Matrices appear in computing everywhere:

A neural network layer: output = W @ input + b — W is a matrix
A 3D rotation in a game engine: a 4×4 transformation matrix
A covariance matrix in statistics: captures relationships between variables
A graph adjacency matrix: encodes which nodes are connected
A dataset: n samples × p features is an n×p matrix

Common misconceptions:

“A matrix is just a 2D array.” — True structurally, false conceptually. The structure is notation; the meaning is transformation.
“Matrix multiplication is element-wise.” — It is not. Element-wise multiplication exists (Hadamard product) but is not the default @ operator.
“Matrices are for linear algebra class, not real code.” — Every ML framework is built on matrix operations.

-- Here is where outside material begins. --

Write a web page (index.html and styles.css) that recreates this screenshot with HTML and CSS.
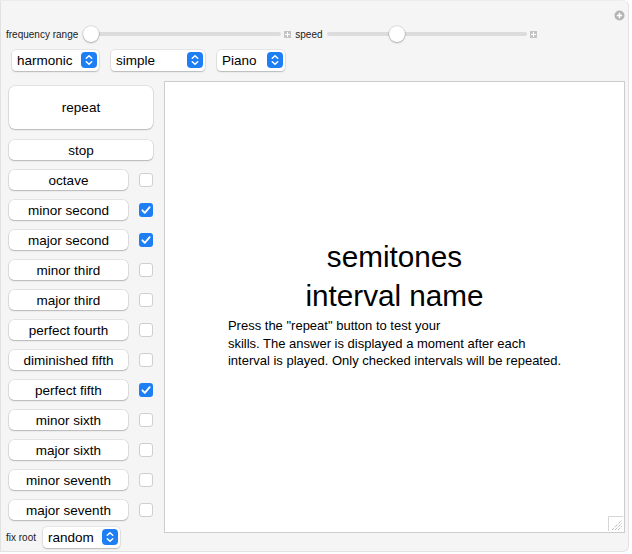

2. Intuition & Mental Models¶

Geometric: Think of a matrix as a recipe for moving every point in space simultaneously. If you have a matrix A and apply it to every vector in the plane, you stretch the plane, rotate it, or collapse it — all at once. The matrix does not move one point at a time; it moves the entire space.

Computational: Think of a matrix as a lookup table for a linear function. Each row of A is a set of weights for computing one output value. A @ v computes all outputs simultaneously using dot products — one per row.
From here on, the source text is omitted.